* SOURCE MATERIAL:
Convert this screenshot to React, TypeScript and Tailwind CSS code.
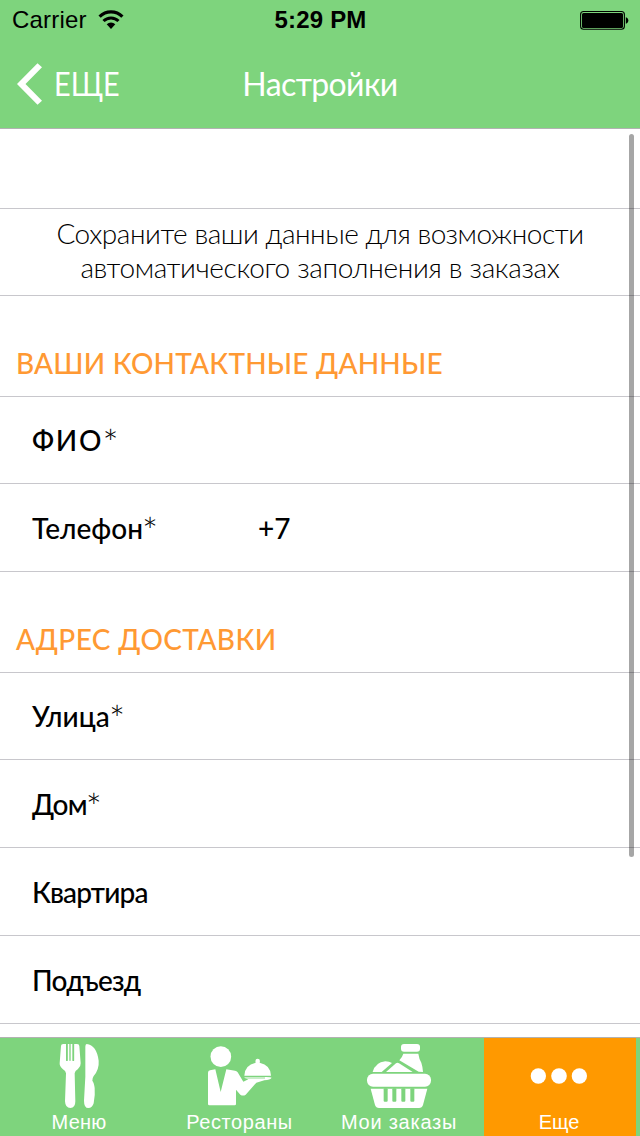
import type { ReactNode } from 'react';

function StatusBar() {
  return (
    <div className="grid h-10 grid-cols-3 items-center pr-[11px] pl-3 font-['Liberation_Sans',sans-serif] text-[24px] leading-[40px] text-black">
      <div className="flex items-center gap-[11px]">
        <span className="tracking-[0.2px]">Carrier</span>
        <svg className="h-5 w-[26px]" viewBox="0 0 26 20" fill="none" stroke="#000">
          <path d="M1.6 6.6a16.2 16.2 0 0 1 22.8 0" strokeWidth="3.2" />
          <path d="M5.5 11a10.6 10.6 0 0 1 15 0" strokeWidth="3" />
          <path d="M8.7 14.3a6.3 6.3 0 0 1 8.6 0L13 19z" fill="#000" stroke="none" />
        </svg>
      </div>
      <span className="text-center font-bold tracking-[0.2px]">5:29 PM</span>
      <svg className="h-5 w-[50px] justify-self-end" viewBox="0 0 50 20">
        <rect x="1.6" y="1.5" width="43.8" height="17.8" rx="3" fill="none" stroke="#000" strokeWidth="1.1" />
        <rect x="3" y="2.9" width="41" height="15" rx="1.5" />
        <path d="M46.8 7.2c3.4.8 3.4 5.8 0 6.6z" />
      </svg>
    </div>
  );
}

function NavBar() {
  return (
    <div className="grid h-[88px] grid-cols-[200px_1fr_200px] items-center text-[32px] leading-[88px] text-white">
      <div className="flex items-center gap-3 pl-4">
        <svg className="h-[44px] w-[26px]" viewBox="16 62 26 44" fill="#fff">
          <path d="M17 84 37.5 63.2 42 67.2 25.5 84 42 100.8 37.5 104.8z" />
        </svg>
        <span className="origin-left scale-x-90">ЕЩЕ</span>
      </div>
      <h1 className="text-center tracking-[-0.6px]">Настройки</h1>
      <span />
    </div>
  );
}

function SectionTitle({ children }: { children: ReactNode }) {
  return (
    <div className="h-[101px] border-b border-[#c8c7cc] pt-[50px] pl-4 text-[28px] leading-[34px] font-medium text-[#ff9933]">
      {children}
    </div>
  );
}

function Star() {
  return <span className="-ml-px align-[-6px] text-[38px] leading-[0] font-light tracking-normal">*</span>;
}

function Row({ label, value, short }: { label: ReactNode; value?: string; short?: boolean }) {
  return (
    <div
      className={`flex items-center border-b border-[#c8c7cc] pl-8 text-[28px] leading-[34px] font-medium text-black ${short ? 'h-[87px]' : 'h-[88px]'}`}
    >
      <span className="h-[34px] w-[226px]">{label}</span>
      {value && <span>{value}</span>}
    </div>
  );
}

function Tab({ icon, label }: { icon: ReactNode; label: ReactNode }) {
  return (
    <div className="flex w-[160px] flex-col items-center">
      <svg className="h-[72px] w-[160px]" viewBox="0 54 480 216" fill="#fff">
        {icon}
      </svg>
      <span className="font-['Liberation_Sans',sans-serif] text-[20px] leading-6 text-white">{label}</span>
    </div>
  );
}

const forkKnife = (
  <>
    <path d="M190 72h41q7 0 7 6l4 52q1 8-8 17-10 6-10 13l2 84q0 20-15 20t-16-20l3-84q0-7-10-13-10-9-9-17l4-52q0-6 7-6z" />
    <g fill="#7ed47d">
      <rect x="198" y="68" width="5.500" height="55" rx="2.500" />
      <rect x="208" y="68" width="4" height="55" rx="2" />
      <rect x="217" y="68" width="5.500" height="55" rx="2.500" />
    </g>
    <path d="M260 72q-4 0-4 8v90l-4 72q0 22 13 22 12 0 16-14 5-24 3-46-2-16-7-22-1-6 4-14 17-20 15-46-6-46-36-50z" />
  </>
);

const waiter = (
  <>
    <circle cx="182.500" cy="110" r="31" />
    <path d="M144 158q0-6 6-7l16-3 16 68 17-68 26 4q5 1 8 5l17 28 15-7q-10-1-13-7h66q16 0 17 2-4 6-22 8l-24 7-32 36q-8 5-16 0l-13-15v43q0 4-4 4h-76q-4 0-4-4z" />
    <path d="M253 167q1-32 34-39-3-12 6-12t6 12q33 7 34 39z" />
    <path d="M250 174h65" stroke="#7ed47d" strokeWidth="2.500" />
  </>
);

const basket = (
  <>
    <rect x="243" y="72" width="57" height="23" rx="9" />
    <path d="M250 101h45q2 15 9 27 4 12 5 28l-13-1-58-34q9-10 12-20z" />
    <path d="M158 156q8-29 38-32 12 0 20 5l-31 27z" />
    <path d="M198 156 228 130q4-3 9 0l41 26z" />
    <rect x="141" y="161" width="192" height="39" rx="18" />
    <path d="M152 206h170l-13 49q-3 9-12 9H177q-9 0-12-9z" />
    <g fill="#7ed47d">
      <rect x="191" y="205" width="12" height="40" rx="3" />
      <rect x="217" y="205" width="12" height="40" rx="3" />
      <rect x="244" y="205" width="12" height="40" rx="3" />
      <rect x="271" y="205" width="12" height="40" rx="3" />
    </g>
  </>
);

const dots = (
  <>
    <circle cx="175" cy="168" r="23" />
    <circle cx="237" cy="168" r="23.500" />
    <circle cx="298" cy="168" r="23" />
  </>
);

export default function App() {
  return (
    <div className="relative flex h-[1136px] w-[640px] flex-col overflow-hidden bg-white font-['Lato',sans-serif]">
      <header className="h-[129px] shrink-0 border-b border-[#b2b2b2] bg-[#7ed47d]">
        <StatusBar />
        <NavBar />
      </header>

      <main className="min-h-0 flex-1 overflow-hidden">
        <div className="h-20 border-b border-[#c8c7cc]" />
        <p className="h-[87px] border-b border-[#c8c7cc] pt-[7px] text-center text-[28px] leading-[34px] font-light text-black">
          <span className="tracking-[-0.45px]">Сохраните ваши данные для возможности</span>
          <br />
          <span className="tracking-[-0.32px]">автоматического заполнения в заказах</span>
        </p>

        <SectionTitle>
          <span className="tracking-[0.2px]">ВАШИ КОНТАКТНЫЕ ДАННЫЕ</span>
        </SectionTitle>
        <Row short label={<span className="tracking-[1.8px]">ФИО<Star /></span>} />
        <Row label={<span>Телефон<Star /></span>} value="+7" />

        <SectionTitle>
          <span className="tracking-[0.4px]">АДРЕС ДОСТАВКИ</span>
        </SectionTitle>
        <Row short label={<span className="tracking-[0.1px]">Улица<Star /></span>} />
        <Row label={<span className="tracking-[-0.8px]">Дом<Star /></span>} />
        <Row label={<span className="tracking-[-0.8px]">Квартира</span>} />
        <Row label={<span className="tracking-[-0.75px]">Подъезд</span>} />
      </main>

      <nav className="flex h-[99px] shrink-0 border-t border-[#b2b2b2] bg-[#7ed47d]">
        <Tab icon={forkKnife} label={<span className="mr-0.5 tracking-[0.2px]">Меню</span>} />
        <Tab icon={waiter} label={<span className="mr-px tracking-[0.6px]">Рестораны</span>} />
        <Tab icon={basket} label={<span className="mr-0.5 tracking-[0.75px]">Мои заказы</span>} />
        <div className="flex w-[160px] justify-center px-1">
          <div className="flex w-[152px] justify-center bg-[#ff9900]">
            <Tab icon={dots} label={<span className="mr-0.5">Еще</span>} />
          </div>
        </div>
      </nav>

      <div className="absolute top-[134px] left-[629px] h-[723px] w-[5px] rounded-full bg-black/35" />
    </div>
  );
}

* * *

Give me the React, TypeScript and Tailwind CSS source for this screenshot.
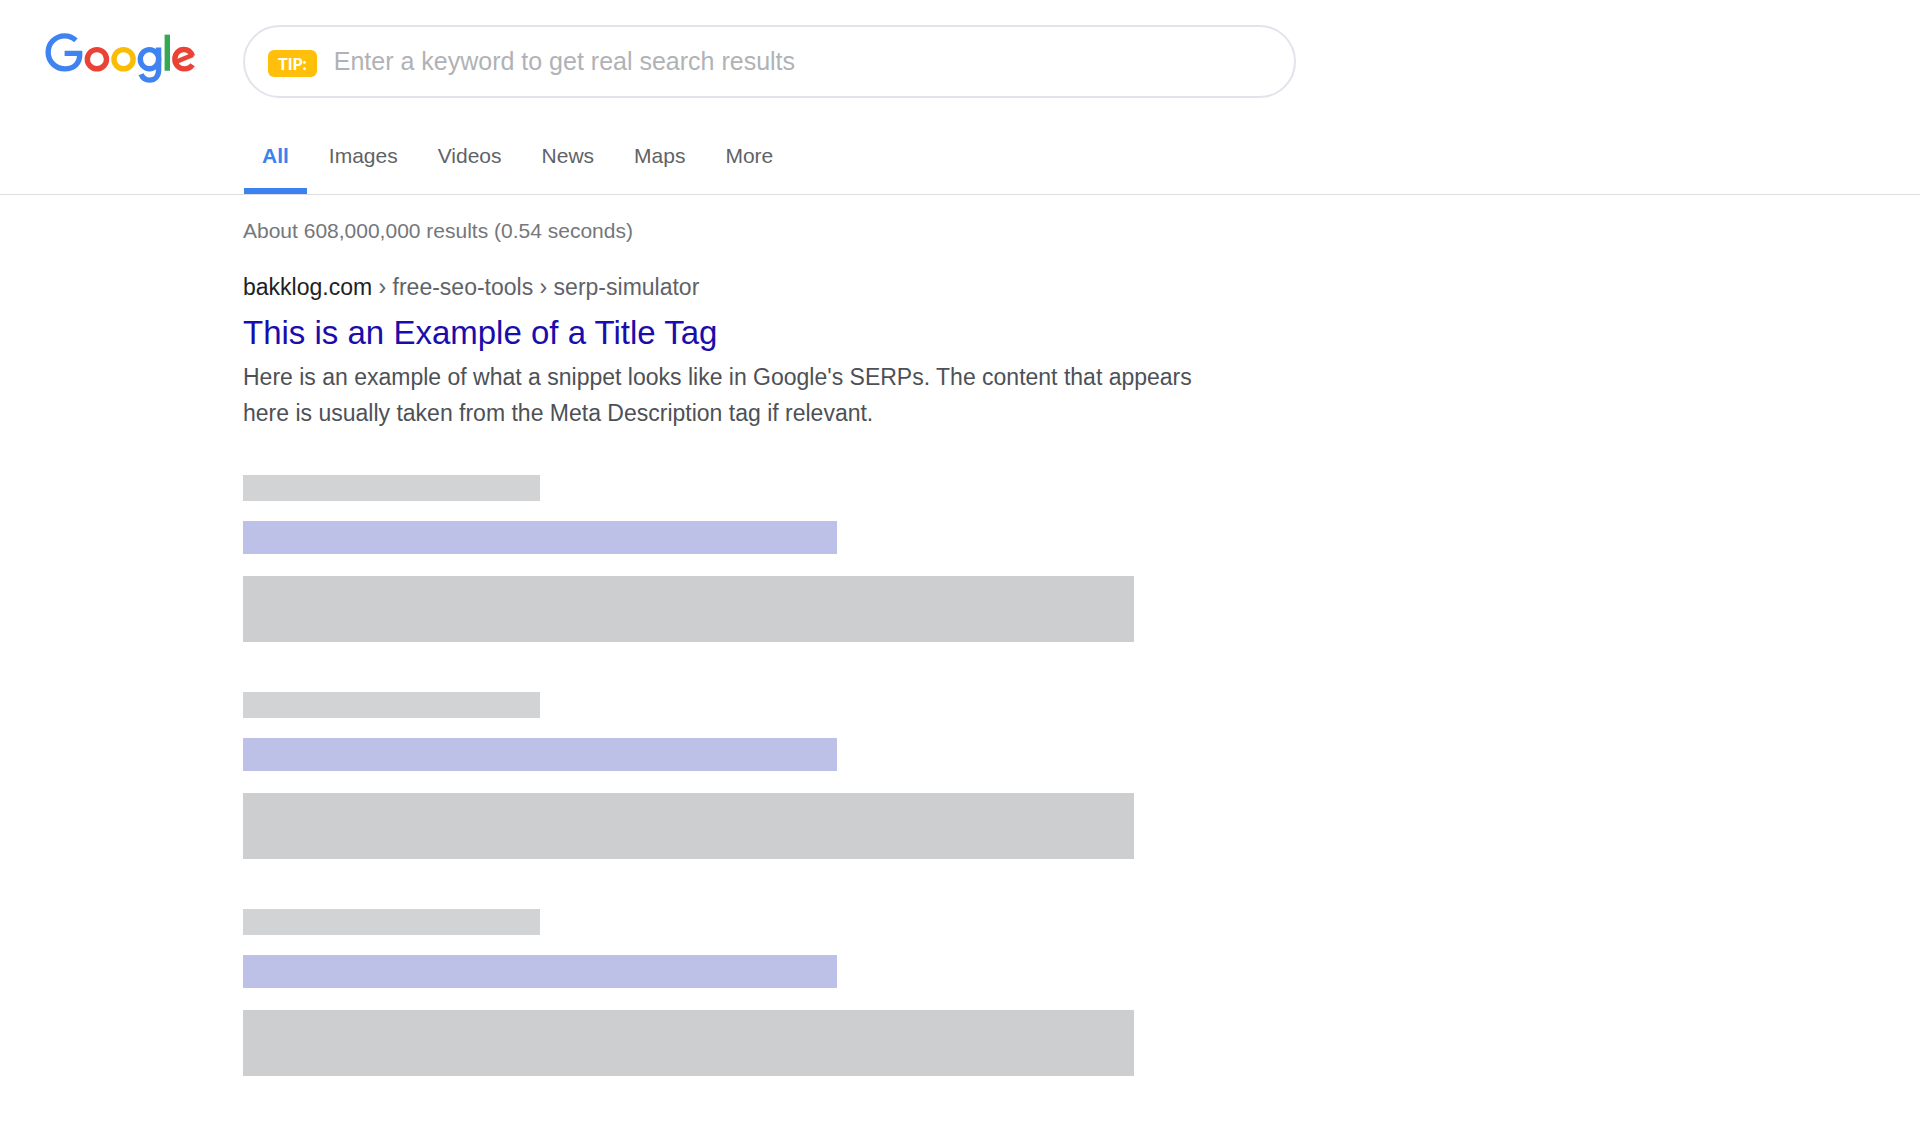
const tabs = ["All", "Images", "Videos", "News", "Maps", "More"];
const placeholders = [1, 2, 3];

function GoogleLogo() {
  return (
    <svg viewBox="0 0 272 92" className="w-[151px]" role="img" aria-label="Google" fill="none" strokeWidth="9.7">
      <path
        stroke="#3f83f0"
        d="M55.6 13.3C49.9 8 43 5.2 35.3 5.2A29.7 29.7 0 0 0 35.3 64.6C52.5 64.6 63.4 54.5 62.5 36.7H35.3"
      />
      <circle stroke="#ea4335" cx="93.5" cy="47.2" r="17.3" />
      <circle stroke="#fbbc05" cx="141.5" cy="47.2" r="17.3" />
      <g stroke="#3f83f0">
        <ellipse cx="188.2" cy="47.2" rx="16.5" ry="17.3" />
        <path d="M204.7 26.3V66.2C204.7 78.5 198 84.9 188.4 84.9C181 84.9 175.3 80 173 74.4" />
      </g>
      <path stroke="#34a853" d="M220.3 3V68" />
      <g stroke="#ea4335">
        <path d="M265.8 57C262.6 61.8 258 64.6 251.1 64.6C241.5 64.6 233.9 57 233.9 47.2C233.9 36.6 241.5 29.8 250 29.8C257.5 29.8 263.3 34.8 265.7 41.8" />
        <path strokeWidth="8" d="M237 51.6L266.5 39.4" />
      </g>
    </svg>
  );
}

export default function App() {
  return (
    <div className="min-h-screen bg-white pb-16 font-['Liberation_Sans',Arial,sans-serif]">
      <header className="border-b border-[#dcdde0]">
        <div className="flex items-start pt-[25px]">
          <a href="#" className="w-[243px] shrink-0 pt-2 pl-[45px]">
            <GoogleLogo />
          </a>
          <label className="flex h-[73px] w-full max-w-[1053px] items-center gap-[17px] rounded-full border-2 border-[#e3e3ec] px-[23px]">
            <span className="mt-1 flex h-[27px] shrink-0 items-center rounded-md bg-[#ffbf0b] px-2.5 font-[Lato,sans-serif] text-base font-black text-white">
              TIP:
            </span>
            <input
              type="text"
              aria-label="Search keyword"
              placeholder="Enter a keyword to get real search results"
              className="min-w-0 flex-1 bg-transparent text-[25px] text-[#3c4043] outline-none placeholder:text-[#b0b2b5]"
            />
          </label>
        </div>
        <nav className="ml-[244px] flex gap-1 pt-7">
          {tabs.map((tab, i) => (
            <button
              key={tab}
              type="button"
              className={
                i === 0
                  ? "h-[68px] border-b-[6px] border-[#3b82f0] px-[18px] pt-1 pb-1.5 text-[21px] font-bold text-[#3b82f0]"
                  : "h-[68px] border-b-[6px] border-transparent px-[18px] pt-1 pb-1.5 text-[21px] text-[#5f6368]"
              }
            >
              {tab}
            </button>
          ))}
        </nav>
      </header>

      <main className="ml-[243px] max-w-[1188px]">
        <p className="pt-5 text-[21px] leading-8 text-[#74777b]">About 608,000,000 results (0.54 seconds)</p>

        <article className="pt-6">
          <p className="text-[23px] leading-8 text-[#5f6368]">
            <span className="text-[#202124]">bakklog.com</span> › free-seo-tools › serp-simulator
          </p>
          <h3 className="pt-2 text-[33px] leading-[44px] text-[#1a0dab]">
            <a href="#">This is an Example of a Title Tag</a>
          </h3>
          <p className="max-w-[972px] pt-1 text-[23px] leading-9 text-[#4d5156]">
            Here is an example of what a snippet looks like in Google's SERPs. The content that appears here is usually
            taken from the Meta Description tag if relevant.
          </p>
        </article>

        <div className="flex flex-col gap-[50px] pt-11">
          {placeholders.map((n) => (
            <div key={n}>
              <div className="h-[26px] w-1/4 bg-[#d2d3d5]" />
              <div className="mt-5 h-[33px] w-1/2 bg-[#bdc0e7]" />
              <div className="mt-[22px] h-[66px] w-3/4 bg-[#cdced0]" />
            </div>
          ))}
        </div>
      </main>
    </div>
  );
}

* WRITTEN INSTRUCTION:
Both the line containing "Give me the" and the line containing "const placeholders = [1, 2, 3];" belong in the copy, along with every line between them. Reproduce that stretch exactly, without the pictures.

* WRITTEN RESPONSE:
Give me the React, TypeScript and Tailwind CSS source for this screenshot.
const tabs = ["All", "Images", "Videos", "News", "Maps", "More"];
const placeholders = [1, 2, 3];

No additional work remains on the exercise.